Addressing CIPFA's annual central government finance conference on October 3, Jon Thompson, director general of corporate services at the DfES, urged delegates to make the most of Departmental Capability Reviews.

'DCRs are a huge strand of development. Use it to your advantage to learn,' he said. But he added that it was not the totality of the agenda, and individual departments should be able to set their own priorities.

The DfES was one of the first four departments to be subject to the new scrutiny exercises. Speaking to Public Finance after his session, Thompson, who has been in post since May, said the DCRs had been a useful exercise. 'What they told us resonated and drove us on and helped our improvement agenda,' he said. 'It's given some transparency to our performance.'

In a frank assessment of the impact of the DCR on the DfES's finance function, Thompson said the department was not yet as good as it might be at linking strategy to financial planning. People engaged in policy development needed to acquire an understanding of financial management, he said.

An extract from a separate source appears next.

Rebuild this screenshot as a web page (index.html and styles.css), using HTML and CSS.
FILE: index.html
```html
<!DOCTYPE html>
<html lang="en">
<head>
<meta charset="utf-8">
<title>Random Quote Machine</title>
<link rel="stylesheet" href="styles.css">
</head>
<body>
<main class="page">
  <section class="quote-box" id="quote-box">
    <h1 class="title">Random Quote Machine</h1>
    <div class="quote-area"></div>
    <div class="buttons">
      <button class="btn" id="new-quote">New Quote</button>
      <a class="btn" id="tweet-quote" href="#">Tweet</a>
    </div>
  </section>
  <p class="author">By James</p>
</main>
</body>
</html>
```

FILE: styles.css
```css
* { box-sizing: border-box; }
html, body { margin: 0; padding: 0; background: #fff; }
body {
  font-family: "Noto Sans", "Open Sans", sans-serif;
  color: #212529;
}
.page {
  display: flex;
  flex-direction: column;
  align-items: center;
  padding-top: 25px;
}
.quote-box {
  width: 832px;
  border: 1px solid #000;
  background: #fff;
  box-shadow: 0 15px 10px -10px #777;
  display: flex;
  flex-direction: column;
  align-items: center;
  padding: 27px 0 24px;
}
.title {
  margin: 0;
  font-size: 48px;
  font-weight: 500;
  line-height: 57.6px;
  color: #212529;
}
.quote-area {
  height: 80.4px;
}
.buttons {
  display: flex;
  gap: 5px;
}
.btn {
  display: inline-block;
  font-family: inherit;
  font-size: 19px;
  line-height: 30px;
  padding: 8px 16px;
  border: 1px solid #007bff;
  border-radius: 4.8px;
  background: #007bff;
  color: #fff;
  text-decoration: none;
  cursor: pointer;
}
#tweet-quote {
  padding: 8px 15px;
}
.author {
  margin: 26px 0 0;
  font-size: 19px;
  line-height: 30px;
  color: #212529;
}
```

'We have to get people who develop policy to understand financial issues and take ownership of them,' he told the conference.

Thompson said in order to instil financial rigour among staff, the department had needed to take 'a fairly large stick' to the problem and design a policy model to be complied with before submissions could be put before ministers or the board. 'If it doesn't tick all the boxes, it will be thrown out,' he said, adding that these strict governance arrangements would be relaxed once the culture of financial discipline was embedded.

The conference also heard from Sarah Mullen, joint director of public spending at the Treasury, who also said that more needed to be done to strengthen civil servants' financial skills.

She identified high staff turnover within the Treasury as a particular problem and said work was under way to encourage staff to stay longer and build up their skills.